----- DATASET RECORDS
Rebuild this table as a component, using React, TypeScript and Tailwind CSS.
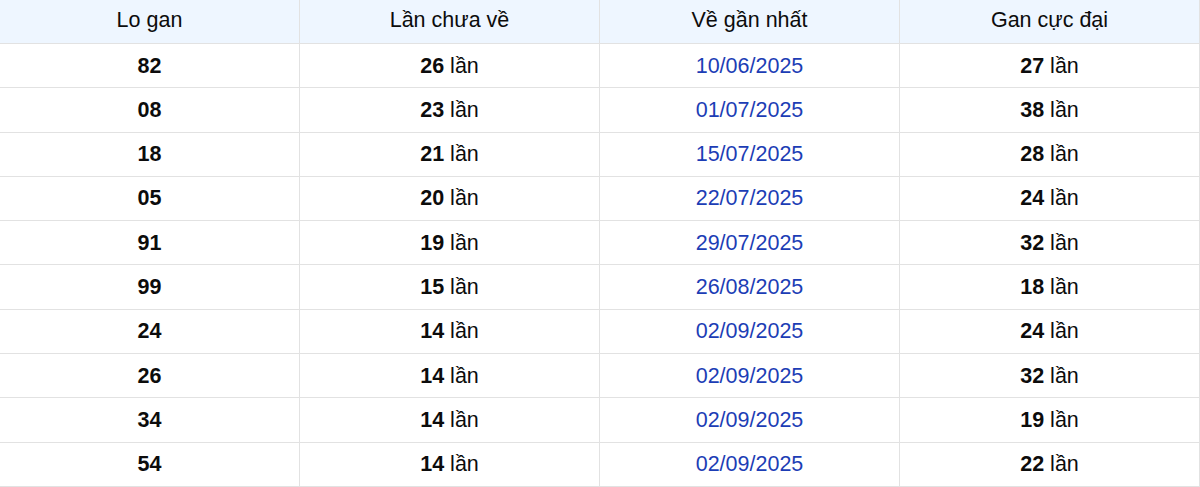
import React from 'react';

const rows = [
  { num: '82', streak: 26, last: '10/06/2025', max: 27 },
  { num: '08', streak: 23, last: '01/07/2025', max: 38 },
  { num: '18', streak: 21, last: '15/07/2025', max: 28 },
  { num: '05', streak: 20, last: '22/07/2025', max: 24 },
  { num: '91', streak: 19, last: '29/07/2025', max: 32 },
  { num: '99', streak: 15, last: '26/08/2025', max: 18 },
  { num: '24', streak: 14, last: '02/09/2025', max: 24 },
  { num: '26', streak: 14, last: '02/09/2025', max: 32 },
  { num: '34', streak: 14, last: '02/09/2025', max: 19 },
  { num: '54', streak: 14, last: '02/09/2025', max: 22 },
];

const headers = ['Lo gan', 'Lần chưa về', 'Về gần nhất', 'Gan cực đại'];

export default function App() {
  return (
    <div className="w-[1200px] bg-white font-['Liberation_Sans',Arial,sans-serif] text-[21.5px] text-[#0c0c0c]">
      <div className="grid grid-cols-4 bg-[#eef6ff] border-b border-[#e2e2e2]">
        {headers.map((h) => (
          <div key={h} className="h-[43px] flex items-center justify-center border-r border-[#e2e2e2] pb-[2px]">
            {h}
          </div>
        ))}
      </div>
      {rows.map((r) => (
        <div key={r.num} className="grid grid-cols-4 border-b border-[#e2e2e2]">
          <div className="h-[43.3px] flex items-center justify-center border-r border-[#e2e2e2] font-bold">
            {r.num}
          </div>
          <div className="h-[43.3px] flex items-center justify-center border-r border-[#e2e2e2]">
            <span className="font-bold">{r.streak}</span>&nbsp;lần
          </div>
          <div className="h-[43.3px] flex items-center justify-center border-r border-[#e2e2e2] text-[#1c3db5]">
            {r.last}
          </div>
          <div className="h-[43.3px] flex items-center justify-center border-r border-[#e2e2e2]">
            <span className="font-bold">{r.max}</span>&nbsp;lần
          </div>
        </div>
      ))}
    </div>
  );
}
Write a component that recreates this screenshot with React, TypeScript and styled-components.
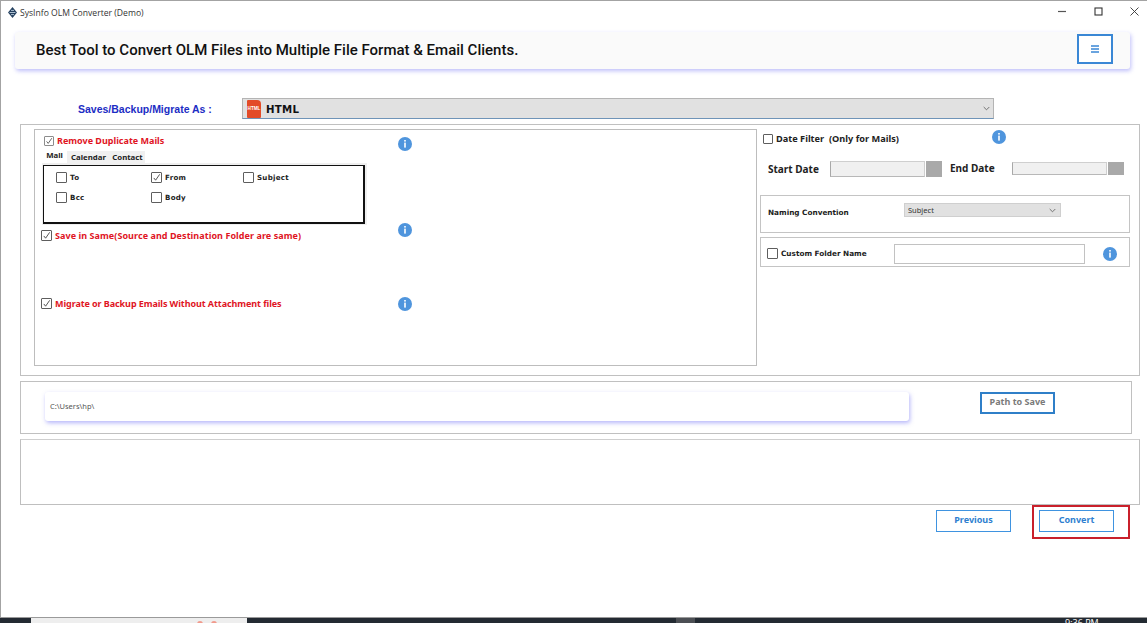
import React from "react";
import styled, { createGlobalStyle } from "styled-components";

const Global = createGlobalStyle`
  * { box-sizing: border-box; }
  html, body { margin: 0; padding: 0; background: #fff; }
  body { font-family: "Liberation Sans", Arial, sans-serif; overflow: hidden; }
`;

const Page = styled.div`
  width: 1147px; height: 623px; display: flex; flex-direction: column; overflow: hidden;
`;
const Win = styled.div`
  flex: 1; min-height: 0; border-top: 1px solid #a3a3a3; border-left: 1px solid #a3a3a3; background: #fff;
`;
const TitleBar = styled.div`
  height: 23px; display: flex; align-items: center; padding-left: 7px;
`;
const TitleText = styled.span`
  margin-left: 3px; font: 400 8.6px "Open Sans", sans-serif; color: #333; white-space: nowrap; flex: 1;
`;
const WinControls = styled.div`
  display: flex; align-items: center; gap: 27px; padding: 0 8px 2px 0; color: #333;
`;
const Banner = styled.div`
  margin: 8px 17px 0 14px; height: 37px; display: flex; justify-content: space-between;
  padding: 2px 17px 0 21px; background: #fafafa; border-radius: 3px;
  box-shadow: 1px 2px 4px rgba(110, 110, 245, 0.45);
`;
const BannerText = styled.h1`
  margin: 0; padding-top: 7px; font: 500 15px Roboto, sans-serif; color: #111; white-space: nowrap;
`;
const MenuButton = styled.div`
  width: 36px; height: 30px; border: 2px solid #3a87d5; background: #fff;
  display: flex; align-items: center; justify-content: center;
`;
const SaveRow = styled.div`
  margin-top: 29px; height: 21px; display: flex; align-items: center; padding-left: 77px;
`;
const SaveLabel = styled.label`
  width: 164px; font: 700 10.5px "Liberation Sans", sans-serif; color: #1c2dc4;
`;
const FormatSelect = styled.div`
  width: 752px; height: 21px; display: flex; align-items: center; padding: 0 3px 0 4px; background: #e1e1e1;
  border: 1px solid #b4b4b4; border-bottom: 1px solid #6f94b8;
`;
const FileIcon = styled.span`
  width: 14px; height: 18px; background: #e34b28; color: #fff; border-radius: 1px 4px 1px 1px;
  font: 700 4.6px "Liberation Sans", sans-serif; display: flex; align-items: center; justify-content: center; margin-right: 5px;
`;
const FormatName = styled.span`
  flex: 1; font: 700 10.2px "DejaVu Sans", sans-serif; color: #111; letter-spacing: 0.3px; padding-top: 1px;
`;
const MainPanel = styled.div`
  margin: 5px 7px 0 19px; height: 252px; border: 1px solid #c0c0c0; padding: 4px 0 0 13px; display: flex;
`;
const LeftPanel = styled.div`
  width: 723px; height: 237px; border: 1px solid #bdbdbd;
`;
const RightColumn = styled.div`
  margin-left: 3px; width: 370px;
`;
const OptionRow = styled.div<{ $top: number; $left: number; $height: number }>`
  display: flex; align-items: flex-start;
  margin-top: ${(p) => p.$top}px; padding-left: ${(p) => p.$left}px; height: ${(p) => p.$height}px;
`;
const OptionLabel = styled.div<{ $width: number; $height: number }>`
  width: ${(p) => p.$width}px; display: flex; align-items: center; gap: 3px; height: ${(p) => p.$height}px;
`;
const RedText = styled.span<{ $spread?: number; $lift?: number }>`
  font: 700 9px/12px "Noto Sans", sans-serif; color: #e0151f; white-space: nowrap;
  letter-spacing: ${(p) => p.$spread ?? 0}px; padding-bottom: ${(p) => p.$lift ?? 0}px;
`;
const InfoSlot = styled.span<{ $shift: number }>`
  display: block; margin-top: ${(p) => p.$shift}px; line-height: 0;
`;
const Box = styled.span<{ $size: number; $muted?: boolean }>`
  flex: none; width: ${(p) => p.$size}px; height: ${(p) => p.$size}px; background: #fff;
  border: 1px solid ${(p) => (p.$muted ? "#8c8c8c" : "#5e5e5e")};
  display: inline-flex; align-items: center; justify-content: center; border-radius: 1px;
`;
const TabStrip = styled.div`
  margin-left: 7px; height: 13px; display: flex; align-items: flex-end; font: 700 7.8px "Noto Sans", sans-serif; color: #222;
`;
const Tab = styled.div<{ $width: number; $active?: boolean }>`
  width: ${(p) => p.$width}px; height: ${(p) => (p.$active ? 13 : 12)}px; text-align: center;
  line-height: ${(p) => (p.$active ? 10 : 12)}px; background: ${(p) => (p.$active ? "#fff" : "#f0f0f0")};
`;
const TabBody = styled.div`
  margin-left: 7px; width: 325px; height: 62px; background: #efefef; padding: 2px 2px 1px 1px;
`;
const TabInner = styled.div`
  height: 59px; border: 1px solid #111; border-bottom-width: 2px; border-right-width: 2px; background: #fff; padding: 6px 0 0 12px;
  display: grid; grid-template-columns: 95px 92px 1fr; grid-auto-rows: 20px;
`;
const FieldCheck = styled.div`
  display: flex; align-items: flex-start; gap: 3px; font: 700 7.1px "DejaVu Sans", sans-serif; color: #222; letter-spacing: 0.25px; line-height: 11px;
`;
const DateBlock = styled.div`
  height: 66px;
`;
const DateHead = styled.div`
  display: flex; align-items: flex-start; padding: 5px 0 0 3px; height: 32px;
`;
const DateTitle = styled.div`
  width: 229px; height: 10px; display: flex; align-items: center; gap: 3px; font: 700 9.2px/10px "Noto Sans", sans-serif; color: #222; white-space: nowrap;
`;
const DateRow = styled.div`
  display: flex; align-items: flex-start; padding-left: 8px;
`;
const DateLabel = styled.span<{ $top: number }>`
  width: 62px; font: 700 10px/15px "Noto Sans", sans-serif; color: #222; margin-top: ${(p) => p.$top}px;
`;
const DateInput = styled.div<{ $height: number; $top: number }>`
  width: 95px; height: ${(p) => p.$height}px; margin-top: ${(p) => p.$top}px; background: #f0f0f0;
  border: 1px solid #cfcfcf; border-left-color: #a8a8a8; border-bottom-color: #b8b8b8;
`;
const CalButton = styled.div<{ $height: number; $top: number; $gap: number }>`
  width: 16px; height: ${(p) => p.$height}px; margin: ${(p) => p.$top}px ${(p) => p.$gap}px 0 1px; background: #a9a9a9;
`;
const SideBox = styled.div<{ $height: number; $top: number; $pad: number }>`
  height: ${(p) => p.$height}px; margin-top: ${(p) => p.$top}px; border: 1px solid #c4c4c4; padding-left: ${(p) => p.$pad}px;
  display: flex;
`;
const NamingLabel = styled.span`
  width: 136px; padding-top: 12px; font: 700 7.3px "DejaVu Sans", sans-serif; color: #222; white-space: nowrap;
`;
const FolderLabel = styled.span`
  width: 116px; padding-left: 3px; font: 700 7.3px "DejaVu Sans", sans-serif; color: #222; white-space: nowrap;
`;
const NamingSelect = styled.div`
  width: 157px; height: 14px; margin-top: 7px; background: #e1e1e1; border: 1px solid #cfcfcf; padding: 0 4px 0 3px;
  display: flex; align-items: center; justify-content: space-between; font: 400 7.5px "Noto Sans", sans-serif; color: #333;
`;
const FolderRow = styled.div`
  display: flex; align-items: center; width: 100%; padding-top: 3px;
`;
const FolderInput = styled.div`
  width: 191px; height: 20px; border: 1px solid #c2c2c2; margin: 0 18px 0 0; background: #fff;
`;
const PathPanel = styled.div`
  margin: 5px 15px 0 19px; height: 53px; border: 1px solid #c0c0c0; padding: 10px 0 0 24px; display: flex; align-items: flex-start;
`;
const PathInput = styled.div`
  width: 864px; height: 29px; background: #fff; border-radius: 3px; padding-left: 5px;
  font: 400 7.5px/29px "Noto Sans", sans-serif; color: #555;
  box-shadow: 1px 2px 4px rgba(110, 110, 245, 0.5);
`;
const ActionButton = styled.button<{ $color: string; $text: string; $strong?: boolean }>`
  width: 75px; height: 22px; padding: 0 0 2px; background: #fff; border: ${(p) => (p.$strong ? 2 : 1.5)}px solid ${(p) => p.$color};
  color: ${(p) => p.$text}; font: 700 9px "Noto Sans", sans-serif; cursor: pointer;
`;
const PathButtonSlot = styled.div`
  margin: -1px 0 0 71px;
`;
const LogBox = styled.div`
  margin: 5px 7px 0 19px; height: 66px; border: 1px solid #bfbfbf; border-top-color: #cfcfcf;
`;
const Footer = styled.div`
  padding-right: 17px; display: flex; justify-content: flex-end; align-items: flex-start;
`;
const PrevSlot = styled.div`
  margin: 4px 21px 0 0;
`;
const Highlight = styled.div`
  width: 98px; height: 34px; border: 2px solid #c9202b; padding: 2px 0 0 5px;
`;
const Taskbar = styled.div`
  height: 6px; flex: none; background: #232a32; border-top: 1px solid #9a9a9a; display: flex; overflow: hidden;
`;
const TaskWhite = styled.div`
  width: 216px; margin-left: 31px; background: #eeeeee; position: relative;
`;
const TaskDot = styled.span<{ $at: number }>`
  position: absolute; top: 3px; left: ${(p) => p.$at}px; width: 6px; height: 6px; border-radius: 50%; background: #f19a8c;
`;
const TaskActive = styled.div`
  width: 19px; margin-left: 429px; background: #4c4f54;
`;
const TaskClock = styled.span`
  margin-left: 370px; font: 400 9px/9px "Open Sans", sans-serif; color: #fff; white-space: nowrap;
`;

const Info = () => (
  <svg width="14" height="14" viewBox="0 0 14 14">
    <circle cx="7" cy="7" r="7" fill="#4f95dd" />
    <rect x="6.2" y="3" width="1.6" height="1.6" fill="#fff" />
    <rect x="6.2" y="5.6" width="1.6" height="5" fill="#fff" />
  </svg>
);

const Check: React.FC<{ size: number; on?: boolean; muted?: boolean }> = ({ size, on, muted }) => (
  <Box $size={size} $muted={muted}>
    {on && (
      <svg width={size - 2} height={size - 2} viewBox="0 0 10 10" fill="none" stroke="#444" strokeWidth="1">
        <path d="M2 5.5 L4 8 L8.5 1.5" />
      </svg>
    )}
  </Box>
);

const Chevron = () => (
  <svg width="7" height="5" viewBox="0 0 7 5" fill="none" stroke="#666" strokeWidth="0.9">
    <path d="M0.7 1 L3.5 3.8 L6.3 1" />
  </svg>
);

const Logo = () => (
  <svg width="9" height="11" viewBox="0 0 9 11">
    <path d="M4.5 0 L9 5.5 L4.5 11 L0 5.5 Z" fill="#24405f" />
    <path d="M1.6 5.5 H7.4 M3 3.4 H6 M3 7.6 H6" stroke="#cfe0ee" strokeWidth="0.8" />
  </svg>
);

export default function App() {
  return (
    <Page>
      <Global />
      <Win>
        <TitleBar>
          <Logo />
          <TitleText>SysInfo OLM Converter (Demo)</TitleText>
          <WinControls>
            <svg width="9" height="9" viewBox="0 0 9 9"><path d="M0 4.5 H8" stroke="#555" strokeWidth="1.2" /></svg>
            <svg width="9" height="9" viewBox="0 0 9 9" fill="none"><rect x="1" y="1" width="7" height="7" stroke="#333" strokeWidth="1.1" /></svg>
            <svg width="9" height="9" viewBox="0 0 9 9" fill="none"><path d="M0.5 0.5 L8.5 8.5 M8.5 0.5 L0.5 8.5" stroke="#333" strokeWidth="0.9" /></svg>
          </WinControls>
        </TitleBar>
        <Banner>
          <BannerText>Best Tool to Convert OLM Files into Multiple File Format &amp; Email Clients.</BannerText>
          <MenuButton>
            <svg width="8" height="8" viewBox="0 0 8 8"><path d="M0 1 H8 M0 4 H8 M0 7 H8" stroke="#3a87d5" strokeWidth="1.3" /></svg>
          </MenuButton>
        </Banner>
        <SaveRow>
          <SaveLabel>Saves/Backup/Migrate As :</SaveLabel>
          <FormatSelect>
            <FileIcon>HTML</FileIcon>
            <FormatName>HTML</FormatName>
            <Chevron />
          </FormatSelect>
        </SaveRow>
        <MainPanel>
          <LeftPanel>
            <OptionRow $top={6} $left={9} $height={14}>
              <OptionLabel $width={354} $height={10}>
                <Check size={10} on muted />
                <RedText $lift={1}>Remove Duplicate Mails</RedText>
              </OptionLabel>
              <InfoSlot $shift={1}><Info /></InfoSlot>
            </OptionRow>
            <TabStrip>
              <Tab $width={25} $active>Mail</Tab>
              <Tab $width={43}>Calendar</Tab>
              <Tab $width={35}>Contact</Tab>
            </TabStrip>
            <TabBody>
              <TabInner>
                <FieldCheck><Check size={11} />To</FieldCheck>
                <FieldCheck><Check size={11} on />From</FieldCheck>
                <FieldCheck><Check size={11} />Subject</FieldCheck>
                <FieldCheck><Check size={11} />Bcc</FieldCheck>
                <FieldCheck><Check size={11} />Body</FieldCheck>
              </TabInner>
            </TabBody>
            <OptionRow $top={5} $left={6} $height={12}>
              <OptionLabel $width={357} $height={11}>
                <Check size={11} on />
                <RedText $spread={0.06}>Save in Same(Source and Destination Folder are same)</RedText>
              </OptionLabel>
              <InfoSlot $shift={-7}><Info /></InfoSlot>
            </OptionRow>
            <OptionRow $top={56} $left={6} $height={12}>
              <OptionLabel $width={357} $height={11}>
                <Check size={11} on />
                <RedText $spread={-0.08}>Migrate or Backup Emails Without Attachment files</RedText>
              </OptionLabel>
              <InfoSlot $shift={-1}><Info /></InfoSlot>
            </OptionRow>
          </LeftPanel>
          <RightColumn>
            <DateBlock>
              <DateHead>
                <DateTitle>
                  <Check size={10} />
                  <span>Date Filter&nbsp; (Only for Mails)</span>
                </DateTitle>
                <InfoSlot $shift={-4}><Info /></InfoSlot>
              </DateHead>
              <DateRow>
                <DateLabel $top={1}>Start Date</DateLabel>
                <DateInput $height={16} $top={0} />
                <CalButton $height={16} $top={0} $gap={8} />
                <DateLabel $top={0}>End Date</DateLabel>
                <DateInput $height={13} $top={1} />
                <CalButton $height={13} $top={1} $gap={0} />
              </DateRow>
            </DateBlock>
            <SideBox $height={38} $top={0} $pad={7}>
              <NamingLabel>Naming Convention</NamingLabel>
              <NamingSelect>Subject<Chevron /></NamingSelect>
            </SideBox>
            <SideBox $height={30} $top={4} $pad={6}>
              <FolderRow>
                <Check size={11} />
                <FolderLabel>Custom Folder Name</FolderLabel>
                <FolderInput />
                <Info />
              </FolderRow>
            </SideBox>
          </RightColumn>
        </MainPanel>
        <PathPanel>
          <PathInput>C:\Users\hp\</PathInput>
          <PathButtonSlot>
            <ActionButton $color="#2f7fc8" $text="#7a7a7a" $strong>Path to Save</ActionButton>
          </PathButtonSlot>
        </PathPanel>
        <LogBox />
        <Footer>
          <PrevSlot>
            <ActionButton $color="#3f93e0" $text="#2f7fd0">Previous</ActionButton>
          </PrevSlot>
          <Highlight>
            <ActionButton $color="#3f93e0" $text="#2f7fd0">Convert</ActionButton>
          </Highlight>
        </Footer>
      </Win>
      <Taskbar>
        <TaskWhite>
          <TaskDot $at={166} />
          <TaskDot $at={180} />
        </TaskWhite>
        <TaskActive />
        <TaskClock>9:36 PM</TaskClock>
      </Taskbar>
    </Page>
  );
}
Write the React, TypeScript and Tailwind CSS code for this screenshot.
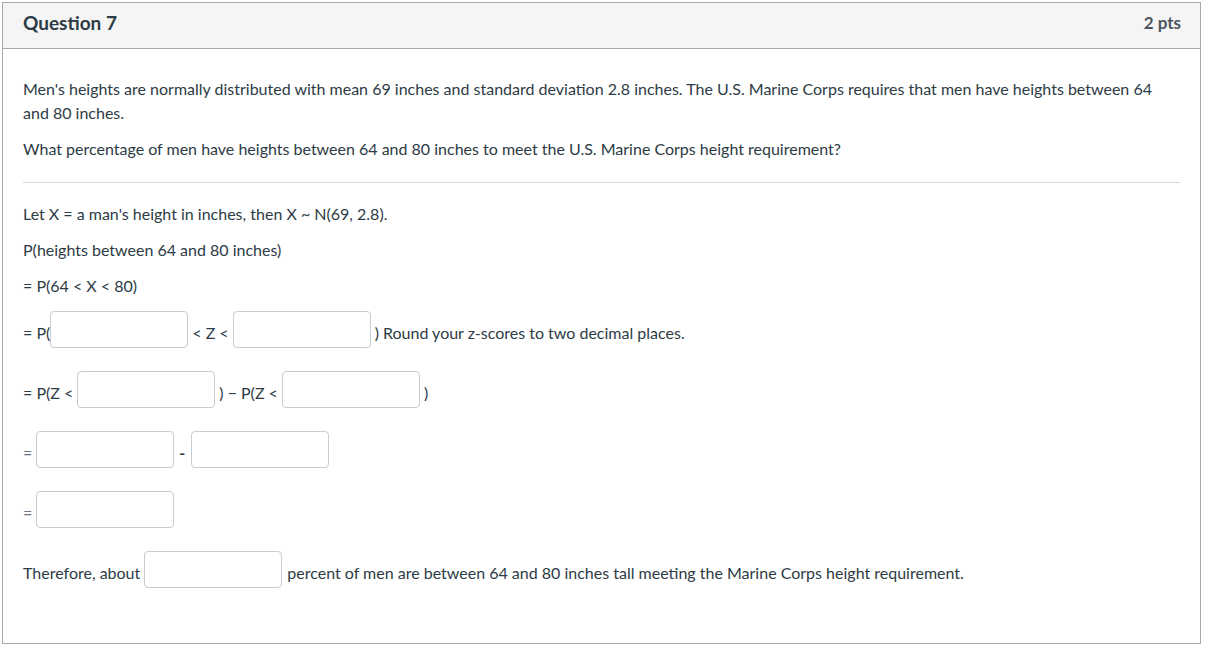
----------
> [TASK GOAL]: Restate each line from the start of the listing through the line bearing "const headers = ['Lo" word for word. Drop the pictures.

> [ANSWER]:
Rebuild this table as a component, using React, TypeScript and Tailwind CSS.
import React from 'react';

const rows = [
  { num: '82', streak: 26, last: '10/06/2025', max: 27 },
  { num: '08', streak: 23, last: '01/07/2025', max: 38 },
  { num: '18', streak: 21, last: '15/07/2025', max: 28 },
  { num: '05', streak: 20, last: '22/07/2025', max: 24 },
  { num: '91', streak: 19, last: '29/07/2025', max: 32 },
  { num: '99', streak: 15, last: '26/08/2025', max: 18 },
  { num: '24', streak: 14, last: '02/09/2025', max: 24 },
  { num: '26', streak: 14, last: '02/09/2025', max: 32 },
  { num: '34', streak: 14, last: '02/09/2025', max: 19 },
  { num: '54', streak: 14, last: '02/09/2025', max: 22 },
];

const headers = ['Lo gan', 'Lần chưa về', 'Về gần nhất', 'Gan cực đại'];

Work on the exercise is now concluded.